→ Dataset entries:
+--

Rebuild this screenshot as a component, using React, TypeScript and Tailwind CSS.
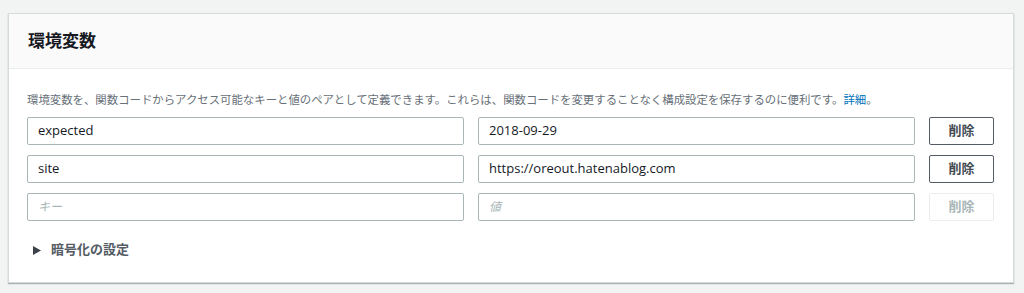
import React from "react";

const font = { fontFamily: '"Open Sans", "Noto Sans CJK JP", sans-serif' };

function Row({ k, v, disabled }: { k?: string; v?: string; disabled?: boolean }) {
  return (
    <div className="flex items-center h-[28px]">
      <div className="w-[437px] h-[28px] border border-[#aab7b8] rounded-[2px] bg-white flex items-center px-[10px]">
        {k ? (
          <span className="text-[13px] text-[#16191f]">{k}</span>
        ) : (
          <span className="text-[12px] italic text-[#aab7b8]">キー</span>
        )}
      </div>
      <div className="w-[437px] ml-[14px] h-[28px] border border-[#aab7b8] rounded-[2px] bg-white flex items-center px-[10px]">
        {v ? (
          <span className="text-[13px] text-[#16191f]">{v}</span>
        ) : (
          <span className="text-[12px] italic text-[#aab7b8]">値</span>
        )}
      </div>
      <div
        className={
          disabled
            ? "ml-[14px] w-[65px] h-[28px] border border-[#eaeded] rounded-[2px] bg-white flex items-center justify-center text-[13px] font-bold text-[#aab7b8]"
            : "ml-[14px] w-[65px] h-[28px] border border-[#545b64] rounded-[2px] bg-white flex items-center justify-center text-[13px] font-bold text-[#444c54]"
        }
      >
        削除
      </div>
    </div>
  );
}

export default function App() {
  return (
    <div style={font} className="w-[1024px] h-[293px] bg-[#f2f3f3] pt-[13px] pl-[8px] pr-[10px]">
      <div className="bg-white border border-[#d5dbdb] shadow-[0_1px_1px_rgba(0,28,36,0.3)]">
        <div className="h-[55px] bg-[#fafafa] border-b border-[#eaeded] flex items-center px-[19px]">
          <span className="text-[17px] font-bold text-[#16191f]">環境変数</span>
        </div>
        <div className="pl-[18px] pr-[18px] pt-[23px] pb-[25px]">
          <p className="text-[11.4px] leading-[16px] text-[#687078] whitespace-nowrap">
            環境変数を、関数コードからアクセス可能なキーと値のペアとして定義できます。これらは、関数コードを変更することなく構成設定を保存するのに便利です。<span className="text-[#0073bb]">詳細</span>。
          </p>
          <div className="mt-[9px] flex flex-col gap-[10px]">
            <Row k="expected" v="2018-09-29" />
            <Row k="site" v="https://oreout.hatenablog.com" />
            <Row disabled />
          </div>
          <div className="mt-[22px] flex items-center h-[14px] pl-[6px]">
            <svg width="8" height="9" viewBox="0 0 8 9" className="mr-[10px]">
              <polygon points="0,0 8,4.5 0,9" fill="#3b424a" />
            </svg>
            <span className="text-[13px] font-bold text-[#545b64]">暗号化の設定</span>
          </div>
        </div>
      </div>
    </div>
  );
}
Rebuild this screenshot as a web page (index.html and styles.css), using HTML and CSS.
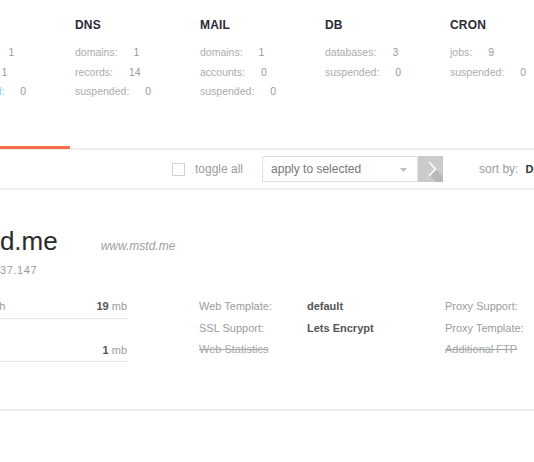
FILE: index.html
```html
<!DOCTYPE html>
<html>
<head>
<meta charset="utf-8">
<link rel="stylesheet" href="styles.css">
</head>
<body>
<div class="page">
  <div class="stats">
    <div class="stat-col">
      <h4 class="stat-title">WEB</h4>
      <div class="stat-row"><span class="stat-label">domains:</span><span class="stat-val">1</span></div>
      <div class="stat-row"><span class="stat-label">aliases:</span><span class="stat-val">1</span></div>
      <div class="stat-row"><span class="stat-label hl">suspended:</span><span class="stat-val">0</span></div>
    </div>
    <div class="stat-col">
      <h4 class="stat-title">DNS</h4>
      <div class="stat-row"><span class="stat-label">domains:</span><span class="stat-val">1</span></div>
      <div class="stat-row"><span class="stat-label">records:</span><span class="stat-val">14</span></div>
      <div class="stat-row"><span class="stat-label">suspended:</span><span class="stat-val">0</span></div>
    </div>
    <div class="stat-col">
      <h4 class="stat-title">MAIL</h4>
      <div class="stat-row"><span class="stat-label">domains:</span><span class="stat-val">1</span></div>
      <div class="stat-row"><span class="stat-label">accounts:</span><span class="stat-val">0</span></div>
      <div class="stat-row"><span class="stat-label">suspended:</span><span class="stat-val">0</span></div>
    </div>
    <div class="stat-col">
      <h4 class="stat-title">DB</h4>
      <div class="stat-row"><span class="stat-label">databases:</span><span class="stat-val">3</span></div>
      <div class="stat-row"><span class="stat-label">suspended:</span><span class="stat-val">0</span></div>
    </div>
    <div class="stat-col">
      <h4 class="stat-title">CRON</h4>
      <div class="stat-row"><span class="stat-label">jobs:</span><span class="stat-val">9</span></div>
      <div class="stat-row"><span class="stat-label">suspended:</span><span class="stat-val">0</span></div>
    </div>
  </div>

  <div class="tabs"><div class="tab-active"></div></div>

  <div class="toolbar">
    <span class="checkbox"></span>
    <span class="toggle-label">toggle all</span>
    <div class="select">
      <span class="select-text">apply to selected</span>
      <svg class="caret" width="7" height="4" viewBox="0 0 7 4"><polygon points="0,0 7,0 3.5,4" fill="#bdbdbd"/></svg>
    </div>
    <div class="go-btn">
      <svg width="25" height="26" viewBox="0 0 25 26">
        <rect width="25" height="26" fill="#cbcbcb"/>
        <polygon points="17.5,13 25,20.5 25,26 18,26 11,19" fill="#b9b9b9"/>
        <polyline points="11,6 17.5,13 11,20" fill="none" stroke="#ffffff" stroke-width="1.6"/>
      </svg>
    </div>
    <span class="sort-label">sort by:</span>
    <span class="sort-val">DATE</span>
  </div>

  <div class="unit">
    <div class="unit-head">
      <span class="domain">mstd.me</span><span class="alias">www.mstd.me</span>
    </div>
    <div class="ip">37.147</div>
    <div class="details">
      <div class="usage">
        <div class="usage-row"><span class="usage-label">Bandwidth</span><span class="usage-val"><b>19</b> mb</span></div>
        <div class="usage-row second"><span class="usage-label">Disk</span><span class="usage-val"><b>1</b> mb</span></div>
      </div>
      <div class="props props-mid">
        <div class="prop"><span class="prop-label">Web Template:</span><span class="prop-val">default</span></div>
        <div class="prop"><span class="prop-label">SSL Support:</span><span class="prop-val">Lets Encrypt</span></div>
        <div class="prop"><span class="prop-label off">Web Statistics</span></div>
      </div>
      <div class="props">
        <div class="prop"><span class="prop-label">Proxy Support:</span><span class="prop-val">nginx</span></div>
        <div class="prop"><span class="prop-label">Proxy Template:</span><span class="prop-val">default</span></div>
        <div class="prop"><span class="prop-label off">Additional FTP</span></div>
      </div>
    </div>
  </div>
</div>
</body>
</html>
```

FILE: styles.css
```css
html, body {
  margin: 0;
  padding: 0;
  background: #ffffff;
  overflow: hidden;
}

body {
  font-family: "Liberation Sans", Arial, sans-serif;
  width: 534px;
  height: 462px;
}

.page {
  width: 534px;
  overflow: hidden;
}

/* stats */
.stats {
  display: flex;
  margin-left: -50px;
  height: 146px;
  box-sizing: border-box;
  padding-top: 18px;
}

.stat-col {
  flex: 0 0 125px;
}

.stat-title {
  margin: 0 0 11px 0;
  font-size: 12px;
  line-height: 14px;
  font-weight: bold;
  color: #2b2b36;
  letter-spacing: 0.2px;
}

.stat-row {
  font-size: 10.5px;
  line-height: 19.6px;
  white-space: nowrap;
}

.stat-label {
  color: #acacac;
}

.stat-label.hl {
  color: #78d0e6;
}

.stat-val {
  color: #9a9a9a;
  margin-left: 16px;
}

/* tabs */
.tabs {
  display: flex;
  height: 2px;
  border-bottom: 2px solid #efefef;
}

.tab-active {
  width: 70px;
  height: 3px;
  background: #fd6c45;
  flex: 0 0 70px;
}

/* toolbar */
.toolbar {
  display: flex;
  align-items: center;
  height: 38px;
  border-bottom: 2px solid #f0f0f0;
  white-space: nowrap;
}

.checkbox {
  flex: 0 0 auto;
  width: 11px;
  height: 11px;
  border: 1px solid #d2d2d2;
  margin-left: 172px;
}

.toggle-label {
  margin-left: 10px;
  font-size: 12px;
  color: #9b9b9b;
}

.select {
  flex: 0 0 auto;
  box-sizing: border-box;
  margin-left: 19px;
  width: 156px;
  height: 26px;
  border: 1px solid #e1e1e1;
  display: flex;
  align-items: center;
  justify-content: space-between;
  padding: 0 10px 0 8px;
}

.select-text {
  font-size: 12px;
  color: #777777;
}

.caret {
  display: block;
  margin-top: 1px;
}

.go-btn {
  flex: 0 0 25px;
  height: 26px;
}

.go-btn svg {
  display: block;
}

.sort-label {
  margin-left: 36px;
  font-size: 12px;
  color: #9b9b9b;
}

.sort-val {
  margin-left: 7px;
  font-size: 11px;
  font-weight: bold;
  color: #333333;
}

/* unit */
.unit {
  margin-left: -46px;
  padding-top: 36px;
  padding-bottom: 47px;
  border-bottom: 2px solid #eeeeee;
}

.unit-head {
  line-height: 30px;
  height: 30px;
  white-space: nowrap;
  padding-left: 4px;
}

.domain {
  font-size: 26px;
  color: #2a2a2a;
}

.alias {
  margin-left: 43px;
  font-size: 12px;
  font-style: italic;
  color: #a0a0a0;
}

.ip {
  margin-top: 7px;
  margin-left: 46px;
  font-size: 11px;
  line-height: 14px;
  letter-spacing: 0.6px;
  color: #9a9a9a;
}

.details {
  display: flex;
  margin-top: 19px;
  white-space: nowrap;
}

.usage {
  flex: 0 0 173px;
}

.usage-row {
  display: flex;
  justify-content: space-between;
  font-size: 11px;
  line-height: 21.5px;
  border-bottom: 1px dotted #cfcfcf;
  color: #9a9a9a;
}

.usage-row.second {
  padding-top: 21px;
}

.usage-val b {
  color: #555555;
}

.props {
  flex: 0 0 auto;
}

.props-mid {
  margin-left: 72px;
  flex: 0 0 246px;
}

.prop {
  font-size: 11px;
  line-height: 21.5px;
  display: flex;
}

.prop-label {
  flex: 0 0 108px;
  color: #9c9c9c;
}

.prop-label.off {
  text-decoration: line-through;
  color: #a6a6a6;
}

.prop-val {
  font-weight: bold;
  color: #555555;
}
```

+--

→ Goal: List every line in the records above that contains the word "screenshot".

→ Solution to this problem:
Rebuild this screenshot as a component, using React, TypeScript and Tailwind CSS.
Rebuild this screenshot as a web page (index.html and styles.css), using HTML and CSS.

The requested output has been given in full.